ケガから懸命なリハビリを続け、オリンピックに向けて、ぎりぎりの調整をしていた1月、羽生選手に、今の心境について、コメントを頂けないかお願いをしました。

すると、直筆のメッセージが届きました。

 

 

そこにあったのは「日々過ごしている中で、着々と近づいてくるオリンピックを前に焦る気持ちもあります。ワクワクもしています。これまで私が経験することができた全てを生かし、そして、自分の身体とスケートを信じ、夢の舞台で最高の演技をするために頑張ります」という言葉。

オリンピックに向けて、1分1秒でも時間が欲しく、練習に集中したい中でも丁寧な字で気持ちのこもったメッセージを見たとき羽生選手の本当の人柄を見た気がしました。感謝しても仕切れないぐらいでした。

やはり金メダルが似合う

迎えたピョンチャンオリンピックは、羽生選手の韓国到着から試合までつぶさに見てきました。

羽生選手は、練習でも試合でも、リンクに上がる時は、氷を触って一礼します。リンクを離れる時も必ず行います。

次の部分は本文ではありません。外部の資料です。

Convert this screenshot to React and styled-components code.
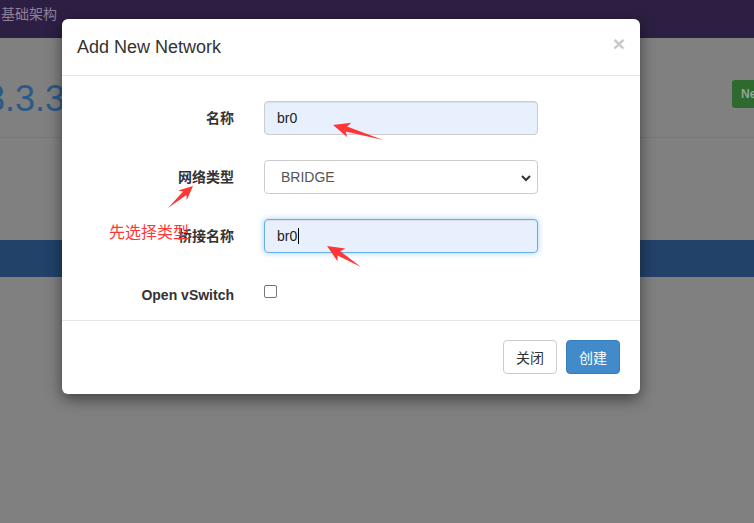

オリンピックでも全く同じルーティンでした。演技は、ケガの影響を踏まえて、ジャンプの種類を冷静に選択し、完成度の高い見事な内容でした。

「オリンピックの舞台で滑ることが出来て幸せだった」と久しぶりの試合で滑る喜びを全身で感じているように見えました。

 

 

競技が終わった羽生選手は、ケガをした右足首にそっと手を添えました。「無理をさせ過ぎていると思う。頑張ってくれました。本当にありがとう」と話して優しく体をいたわっていました。

表彰式のあと、首にかかった金メダルを大事そうに右手で握りしめる笑顔の羽生選手がいました。

ソチ大会からの4年間、苦しいこと、悔しいこと、悩んだことは数知れなくあったと思います。「絶対王者」として、トップであり続けることの難しさを知る羽生選手の首にかかる金メダルは、その重さを物語っていました。

やっぱり金メダルが1番似合う選手。私は、そう確信しています。